A cowboy doesn’t call it a lasso, though. A more technical term would be ‘lariat’ from the Spanish ‘la reata’ which means strap or rope used for tying two beasts of burden together. But mostly cowboys just call it a rope.
Whatever it’s called, it’s a length of rope with a small reinforced loop at one end called a ‘honda’ (or sometimes ‘hondo’) which is the Spanish for sling. The idea is to create a circle by means of passing the rope through the honda, and then throw the resultant noose around a target – which would be, for example, the horns or the hind legs of a steer – and then pull to tighten it.

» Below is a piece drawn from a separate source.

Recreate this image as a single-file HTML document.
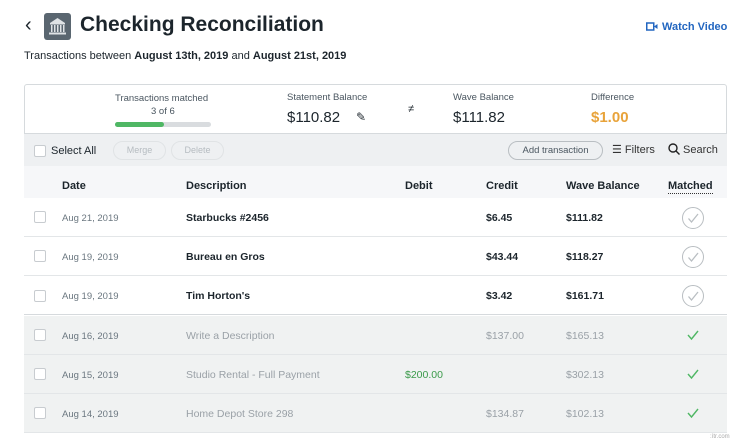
<!DOCTYPE html>
<html><head><meta charset="utf-8"><style>
*{box-sizing:border-box;margin:0;padding:0}
body{width:750px;height:446px;background:#fff;font-family:"Liberation Sans",sans-serif;color:#1c252c;position:relative;overflow:hidden}
.a{position:absolute;white-space:nowrap}
.cb{position:absolute;width:12px;height:12px;border:1px solid #c8ccd0;border-radius:2px;background:#fff}
.row{position:absolute;left:24px;width:703px;height:39px;border-bottom:1px solid #e3e6e8}
.th{font-size:11px;font-weight:bold;top:180px}
.d{font-size:9.5px;color:#6b7780}
.b{font-size:10.5px;font-weight:bold}
.g{font-size:10.5px;color:#9aa1a7}
.circ{position:absolute;left:682px;width:22px;height:22px;border:1.5px solid #b9bec2;border-radius:50%}
</style></head><body>
<div class="a" style="left:25px;top:14px;font-size:20px">‹</div>
<div class="a" style="left:44px;top:13px;width:27px;height:27px;background:#5a6670;border-radius:3px">
<svg width="27" height="27" viewBox="0 0 27 27"><path d="M6 10 L13.5 5 L21 10 Z" fill="#dfe3e6"/><rect x="6" y="10" width="15" height="1.5" fill="#dfe3e6"/><g fill="#dfe3e6"><rect x="7" y="12" width="1.5" height="7"/><rect x="10" y="12" width="1.5" height="7"/><rect x="13" y="12" width="1.5" height="7"/><rect x="16" y="12" width="1.5" height="7"/><rect x="19" y="12" width="1.5" height="7"/></g><rect x="5" y="19.5" width="17" height="2" fill="#dfe3e6"/></svg></div>
<div class="a" style="left:80px;top:13px;font-size:21px;font-weight:bold">Checking Reconciliation</div>
<div class="a" style="left:646px;top:21px;font-size:11px;font-weight:bold;color:#2266c0"><svg width="12" height="9" style="vertical-align:-1px;margin-right:4px"><rect x="0.75" y="1" width="7" height="7" fill="none" stroke="#2266c0" stroke-width="1.5"/><path d="M8 4.5 L11.5 2 V7 Z" fill="#2266c0"/></svg>Watch Video</div>
<div class="a" style="left:24px;top:50px;font-size:11px">Transactions between <b>August 13th, 2019</b> and <b>August 21st, 2019</b></div>
<div class="a" style="left:24px;top:84px;width:703px;height:50px;border:1px solid #d6dadd;border-radius:3px 3px 0 0"></div>
<div class="a" style="left:115px;top:93px;font-size:9.5px;color:#4a5660">Transactions matched</div>
<div class="a" style="left:151px;top:106px;font-size:9.5px;color:#4a5660">3 of 6</div>
<div class="a" style="left:115px;top:122px;width:96px;height:5px;background:#d9dcdf;border-radius:3px"><div style="width:49px;height:5px;background:#4fb764;border-radius:3px"></div></div>
<div class="a" style="left:287px;top:92px;font-size:9.5px;color:#4a5660">Statement Balance</div>
<div class="a" style="left:287px;top:109px;font-size:15px">$110.82</div>
<div class="a" style="left:356px;top:110px;font-size:12px">✎</div>
<div class="a" style="left:408px;top:103px;font-size:11px">≠</div>
<div class="a" style="left:453px;top:92px;font-size:9.5px;color:#4a5660">Wave Balance</div>
<div class="a" style="left:453px;top:109px;font-size:15px">$111.82</div>
<div class="a" style="left:591px;top:92px;font-size:9.5px;color:#4a5660">Difference</div>
<div class="a" style="left:591px;top:109px;font-size:15px;color:#e8a33a;font-weight:bold">$1.00</div>
<div class="a" style="left:24px;top:134px;width:703px;height:32px;background:#eef0f2"></div>
<div class="cb" style="left:34px;top:145px;width:12px;height:12px"></div>
<div class="a" style="left:51px;top:145px;font-size:11px">Select All</div>
<div class="a" style="left:113px;top:141px;width:53px;height:19px;border:1px solid #e0e3e5;border-radius:10px;font-size:9px;color:#b6bcc1;text-align:center;line-height:17px">Merge</div>
<div class="a" style="left:171px;top:141px;width:53px;height:19px;border:1px solid #e0e3e5;border-radius:10px;font-size:9px;color:#b6bcc1;text-align:center;line-height:17px">Delete</div>
<div class="a" style="left:508px;top:141px;width:95px;height:19px;border:1px solid #b9bec2;border-radius:10px;font-size:9.5px;color:#4a5660;text-align:center;line-height:17px">Add transaction</div>
<div class="a" style="left:612px;top:143px;font-size:11px;color:#333">☰ Filters</div>
<div class="a" style="left:668px;top:143px;font-size:11px;color:#333"><svg width="12" height="12" style="vertical-align:-2px"><circle cx="5" cy="5" r="4" fill="none" stroke="#222" stroke-width="1.4"/><path d="M8 8 L11.5 11.5" stroke="#222" stroke-width="1.4"/></svg> Search</div>
<div class="a" style="left:24px;top:166px;width:703px;height:32px;background:#f6f7f9"></div>
<div class="a th" style="left:62px">Date</div>
<div class="a th" style="left:186px">Description</div>
<div class="a th" style="left:405px">Debit</div>
<div class="a th" style="left:486px">Credit</div>
<div class="a th" style="left:566px">Wave Balance</div>
<div class="a th" style="left:668px;border-bottom:1px dotted #333;line-height:13px">Matched</div>

<div class="row" style="top:198px"></div>
<div class="row" style="top:237px"></div>
<div class="row" style="top:276px;border-bottom:1px solid #d6dadd"></div>
<div class="row" style="top:316px;background:#f0f2f2"></div>
<div class="row" style="top:355px;background:#f0f2f2"></div>
<div class="row" style="top:394px;background:#f0f2f2"></div>

<div class="cb" style="left:34px;top:211px"></div><div class="a d" style="left:62px;top:213px">Aug 21, 2019</div><div class="a b" style="left:186px;top:212px">Starbucks #2456</div><div class="a b" style="left:486px;top:212px">$6.45</div><div class="a b" style="left:566px;top:212px">$111.82</div>
<div class="circ" style="top:207px"></div>
<div class="cb" style="left:34px;top:250px"></div><div class="a d" style="left:62px;top:252px">Aug 19, 2019</div><div class="a b" style="left:186px;top:251px">Bureau en Gros</div><div class="a b" style="left:486px;top:251px">$43.44</div><div class="a b" style="left:566px;top:251px">$118.27</div>
<div class="circ" style="top:246px"></div>
<div class="cb" style="left:34px;top:290px"></div><div class="a d" style="left:62px;top:291px">Aug 19, 2019</div><div class="a b" style="left:186px;top:290px">Tim Horton's</div><div class="a b" style="left:486px;top:290px">$3.42</div><div class="a b" style="left:566px;top:290px">$161.71</div>
<div class="circ" style="top:285px"></div>
<svg class="a" style="left:682px;top:207px" width="22" height="100"><g fill="none" stroke="#b9bec2" stroke-width="1.3"><path d="M6.5 11.5 L9.5 15 L16 7"/><path d="M6.5 50.5 L9.5 54 L16 46"/><path d="M6.5 89.5 L9.5 93 L16 85"/></g></svg>

<div class="cb" style="left:34px;top:329px"></div><div class="a d" style="left:62px;top:331px">Aug 16, 2019</div><div class="a g" style="left:186px;top:330px">Write a Description</div><div class="a g" style="left:486px;top:330px">$137.00</div><div class="a g" style="left:566px;top:330px">$165.13</div>
<div class="cb" style="left:34px;top:368px"></div><div class="a d" style="left:62px;top:370px">Aug 15, 2019</div><div class="a g" style="left:186px;top:369px">Studio Rental - Full Payment</div><div class="a" style="left:405px;top:369px;font-size:10.5px;color:#3a9a4a">$200.00</div><div class="a g" style="left:566px;top:369px">$302.13</div>
<div class="cb" style="left:34px;top:407px"></div><div class="a d" style="left:62px;top:409px">Aug 14, 2019</div><div class="a g" style="left:186px;top:408px">Home Depot Store 298</div><div class="a g" style="left:486px;top:408px">$134.87</div><div class="a g" style="left:566px;top:408px">$102.13</div>
<svg class="a" style="left:682px;top:316px" width="22" height="117"><g fill="none" stroke="#4fb764" stroke-width="1.4"><path d="M6 19 L9.5 23 L16 15"/><path d="M6 58 L9.5 62 L16 54"/><path d="M6 97 L9.5 101 L16 93"/></g></svg>
<div class="a" style="left:710px;top:434px;font-size:6px;color:#aaa">:ítr.com</div>
</body></html>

There are multitudes of different kinds of rope – different materials, different weights, and different stiffnesses which is the ‘lay’ factor. Traditionally, braided or twisted rawhide was used, or hemp, which was known to break and could cause the loss of an eye. These materials have given way to nylon or polypropylene (poly) which are easier to look after – just rinse the rope off and let it dry after it gets muddy. However connoisseurs often choose the mixed material poly-grass because the element of natural fibre feels nicer to use. A rope made of poly-grass is something of a prima donna because it has to have the correct moisture content and, in order to achieve this, be put in the sun, or the shade, and then in an airtight container once the balance is right.
The type of rope is dictated not only by personal preference but also by the job being done – for example whether it’s being used for breakaway roping, heading or heeling. Breakaway ropers know their rope will do a great deal of dragging around in the mud behind a calf so they tend to go for poly ropes. Headers like a soft rope that will, as it were, mould itself to the horns, curl round and fit snugly. Heelers mostly use a very stiff rope which will maintain its circle when swung and so travel under and capture the steer’s hind legs.
In order to build up their skill, cowboys spend many hours roping a dummy steer, which might be some horns fixed on a hay bale. The first thing they learn is how to coil the rope, then how to build a loop which should be about their own height. The coils are about a foot or slightly more in diameter while the ‘spoke’, which is the doubled part of the rope between the hand and the honda, is about an arm’s length. The next step is swinging the rope, which involves the cowboy being repeatedly in and out of his own loop, and then they’re ready to catch the horns of the dummy – but this is only the beginning!
Like with any complex skill, there’s the right way and the wrong way. Throwing a rope was born of necessity and was honed over time to impressive efficiency. It’s still a very desirable accomplishment on the range as well as in rodeos.